Our experience at the Guatemala Embassy in Tegucigalpa was excellent. The people were friendly, and the requirements were easy for us to get/follow. Here are the Guatemala visa requirements:

  • Passport + 2 copies
    • I was required to provide copies of my passport too because I was providing my bank statements as proof that Naing Naing could support himself financially.
  • 2 copies of a “constancia” – A letter from your employer that proves that you have a job and can support yourself
  • 2 passport-size photos
  • Completed “solicitud” (Provided at the embassy, keep in mind that the solicitud is in Spanish. Here is a PDF of the form that we filled out: http://igm.gob.gt/wp-content/uploads/2017/08/VISA-de-Visitante-o-Turista.pdf)
  • 2 copies of your most recent bank statements to prove that you can pay for yourself during your time in Guatemala
    • $500/month is sufficient from my previous reading, although the monthly amount didn’t seem to be as important as the overall total
    • Because Naing Naing and I are married, they allowed us to use my bank statements instead of his (which we didn’t have access to that day or we would’ve used his instead).
  • Proof of entry and exit from Guatemala **
  • Proof of where you’ll be staying in Guatemala **

**We were not required to provide these two things, but for some people the embassy may need to see them. Make sure to book REFUNDABLE exit tickets if you need outbound tickets and you’re unsure of you’re next destination. Provide a printed copy of your hotel or Airbnb reservation in Guatemala as proof of where you’ll be staying (NOTE: Even if you’ll be moving to a new location after you’re arrival, that’s fine. Just put the first address you’ll be staying at in Guatemala.).

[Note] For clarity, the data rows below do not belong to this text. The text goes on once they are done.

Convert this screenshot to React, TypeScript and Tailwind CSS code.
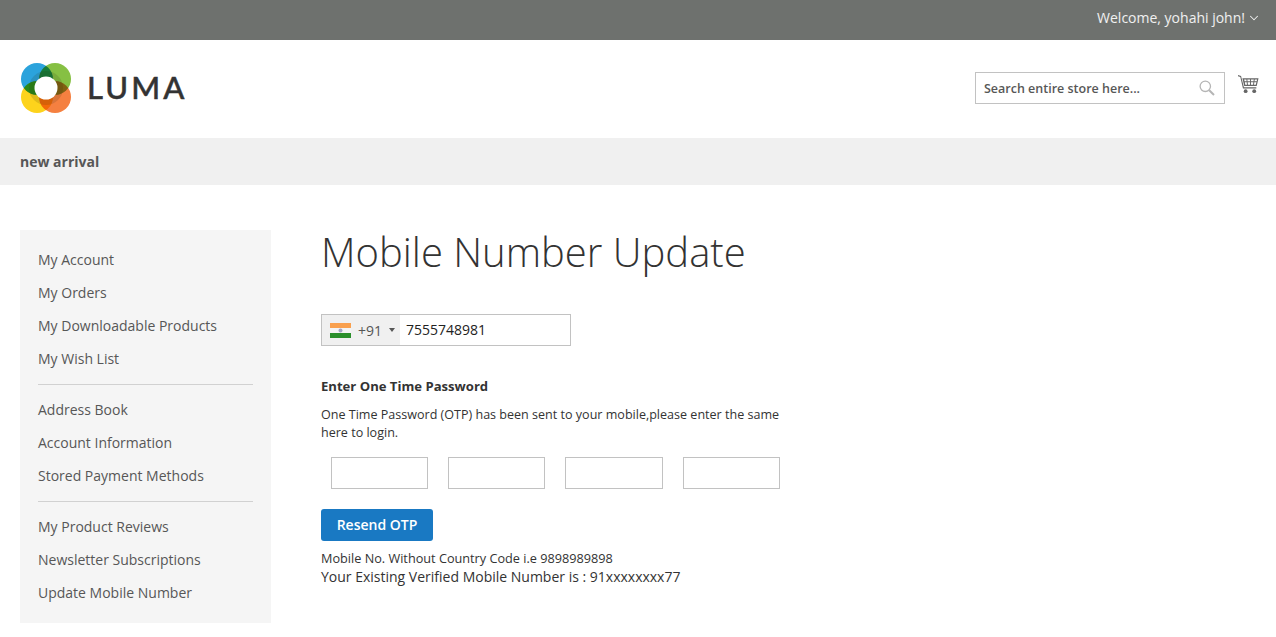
import { ChevronDown } from 'lucide-react'

const font = "[font-family:'Open_Sans','Noto_Sans',sans-serif]"

function Logo() {
  return (
    <svg width="50" height="50" viewBox="0 0 50 50" className="isolate">
      <circle cx="16" cy="16" r="16" fill="#2ba3dc" />
      <circle cx="34" cy="16" r="16" fill="#86c043" style={{ mixBlendMode: 'multiply' }} />
      <circle cx="16" cy="34" r="16" fill="#fdd31c" style={{ mixBlendMode: 'multiply' }} />
      <circle cx="34" cy="34" r="16" fill="#f58040" style={{ mixBlendMode: 'multiply' }} />
      <circle cx="25" cy="25" r="14" fill="none" stroke="#2a2a10" strokeOpacity="0.14" strokeWidth="6" />
      <circle cx="25" cy="25" r="11.5" fill="#fff" />
    </svg>
  )
}

function Cart() {
  return (
    <svg width="21" height="20" viewBox="0 0 22 20" fill="#666">
      <path d="M0 0.5 L3.2 1.6 L6.2 13.4 H19.2 V14.6 H5.2 L2.4 2.6 L0 1.8 Z" />
      <path d="M4.6 4 H21.5 L19.6 12.2 H6.5 Z M6.4 5.2 L6.9 7.2 H9 L8.8 5.2 Z M9.8 5.2 L10 7.2 H12.6 V5.2 Z M13.6 5.2 V7.2 H16.2 L16.6 5.2 Z M17.6 5.2 L17.2 7.2 H19.6 L20 5.2 Z M7.2 8.2 L7.6 10.8 H9.4 L9.1 8.2 Z M10.1 8.2 L10.4 10.8 H12.6 V8.2 Z M13.6 8.2 V10.8 H15.8 L16.1 8.2 Z M17.1 8.2 L16.8 10.8 H18.6 L19.3 8.2 Z" fillRule="evenodd" />
      <circle cx="8" cy="17.5" r="2" />
      <circle cx="17" cy="17.5" r="2" />
    </svg>
  )
}

function SearchGlyph() {
  return (
    <svg width="16" height="16" viewBox="0 0 16 16" fill="none" stroke="#b5b5b5" strokeWidth="1.3">
      <circle cx="6.3" cy="6.3" r="5.2" />
      <path d="M10.2 10.2 L15 15" strokeWidth="2" />
    </svg>
  )
}

function Flag() {
  return (
    <svg width="21" height="15" viewBox="0 0 21 15">
      <rect width="21" height="5" fill="#f9a04e" />
      <rect y="5" width="21" height="5" fill="#f4f4f4" />
      <rect y="10" width="21" height="5" fill="#2b8f2b" />
      <circle cx="10.5" cy="7.5" r="2" fill="#a3a3c4" />
    </svg>
  )
}

const groups = [
  ['My Account', 'My Orders', 'My Downloadable Products', 'My Wish List'],
  ['Address Book', 'Account Information', 'Stored Payment Methods'],
  ['My Product Reviews', 'Newsletter Subscriptions', 'Update Mobile Number'],
]

export default function App() {
  return (
    <div className={`${font} text-[#333]`}>
      <div className="flex h-10 items-center justify-end gap-[2px] bg-[#6e716e] pb-1 pr-[15px] text-sm text-white/90">
        <span>Welcome, yohahi john!</span>
        <ChevronDown size={14} strokeWidth={1.75} />
      </div>

      <header className="flex h-[98px] items-center justify-between pb-0.5 pl-[21px] pr-[17px]">
        <div className="flex items-center gap-4">
          <Logo />
          <span className="mb-0.5 text-[31px] font-medium leading-none tracking-[0.1em] text-[#333] [-webkit-text-stroke:0.5px_#333] [font-family:Lato,sans-serif]">LUMA</span>
        </div>
        <div className="flex items-center gap-[13px]">
          <div className="flex h-8 w-[250px] items-center justify-between border border-[#c2c2c2] pl-2 pr-[9px]">
            <span className="pt-0.5 text-[12.5px] font-semibold text-[#575757]">Search entire store here...</span>
            <SearchGlyph />
          </div>
          <div className="mb-2">
            <Cart />
          </div>
        </div>
      </header>

      <nav className="flex h-[47px] items-center bg-[#f0f0f0] pl-5 text-sm font-bold text-[#575757]">new arrival</nav>

      <div className="flex gap-[50px] pl-5 pt-[45px]">
        <aside className="h-[393px] w-[251px] bg-[#f5f5f5] pl-[18px] pr-[18px] pt-[13px] text-sm text-[#575757]">
          {groups.map((g, i) => (
            <div key={i} className={i > 0 ? 'mt-[9px] border-t border-[#d1d1d1] pt-2' : ''}>
              {g.map((item) => (
                <div key={item} className="flex h-[33px] items-center">{item}</div>
              ))}
            </div>
          ))}
        </aside>

        <main className="w-[460px]">
          <h1 className="text-[40px] font-light leading-[44px] text-[#333]">Mobile Number Update</h1>

          <div className="mt-[40px] flex h-8 w-[250px] items-stretch border border-[#c2c2c2]">
            <div className="flex w-[78px] items-center bg-[#f0f0f0] pl-2 text-sm text-[#555]">
              <Flag />
              <span className="ml-[7px] pt-0.5">+91</span>
              <span className="ml-[7px] h-0 w-0 border-x-[3px] border-t-[4px] border-x-transparent border-t-[#555]" />
            </div>
            <span className="flex items-center pl-[6px] text-sm text-[#222]">7555748981</span>
          </div>

          <h2 className="mt-[30px] text-[13.1px] font-bold leading-5 text-[#333]">Enter One Time Password</h2>
          <p className="mt-[10px] text-[12.56px] leading-[18px] text-[#333]">
            One Time Password (OTP) has been sent to your mobile,please enter the same here to login.
          </p>

          <div className="mt-[15px] flex gap-5 pl-[10px]">
            <input className="h-8 w-[97px] border border-[#c2c2c2] bg-white" />
            <input className="h-8 w-[97px] border border-[#c2c2c2] bg-white" />
            <input className="h-8 w-[98px] border border-[#c2c2c2] bg-white" />
            <input className="h-8 w-[97px] border border-[#c2c2c2] bg-white" />
          </div>

          <button className="mt-5 h-8 w-28 rounded-[3px] bg-[#1979c3] text-sm font-semibold text-white">Resend OTP</button>

          <p className="mt-2 text-[12.7px] leading-[18px]">Mobile No. Without Country Code i.e 9898989898</p>
          <p className="text-sm leading-5">Your Existing Verified Mobile Number is : 91xxxxxxxx77</p>
        </main>
      </div>
    </div>
  )
}
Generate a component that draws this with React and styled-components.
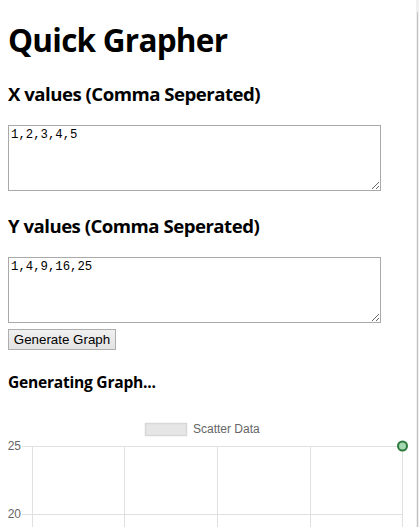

Before Naing Naing could officially apply for the visa, we had to go to the Office Depot (about a 10-minute walk away from the Guatemala embassy) to print the constancia and to get extra copies of our passports. For about 10 pages we paid only a couple dollars (or less). After we had all our documents in order (we already had passport-size photos with us, so we didn’t have to get those), we went back to the Guatemala embassy to submit the documents for review.

Naing Naing was approved, and we were given the choice between a single entry 30-day tourist visa ($50USD) or a multiple entry 90-day tourist visa ($150USD). Either one was acceptable, so we chose the 90-day visa to make sure we had plenty of time in Guatemala to do whatever we needed to do, and also to make sure we’d be able to get back into Honduras if necessary. So the visa was approved, but before Naing Naing got the visa stamp in his passport, we had to go to the MultiPlaza mall to deposit the $150 visa fee at the BAC bank (first we had to convert our Lempiras into USD, and then we paid the fee and received an official receipt).

When we returned with the official receipt that we’d paid the visa fee, Naing Naing got the visa stamp in his passport and we were good to go. Entering Guatemala from Honduras was relatively painless. The immigration guards at the El Florido border crossing spent more time looking at Naing Naing’s passport as usual (they even took pictures of every page and made scans of his passport), but we got in without any snags. Again, the immigration officials were friendly and easy to communicate with, which made the whole situation more comfortable. 

The entire process of applying for the Guatemala visa took us about 3 hours from beginning to end. We arrived in the morning around 9:30/10 and we walked out of the Guatemala embassy with the visa shortly before the Guatemala consulate closed at 1PM.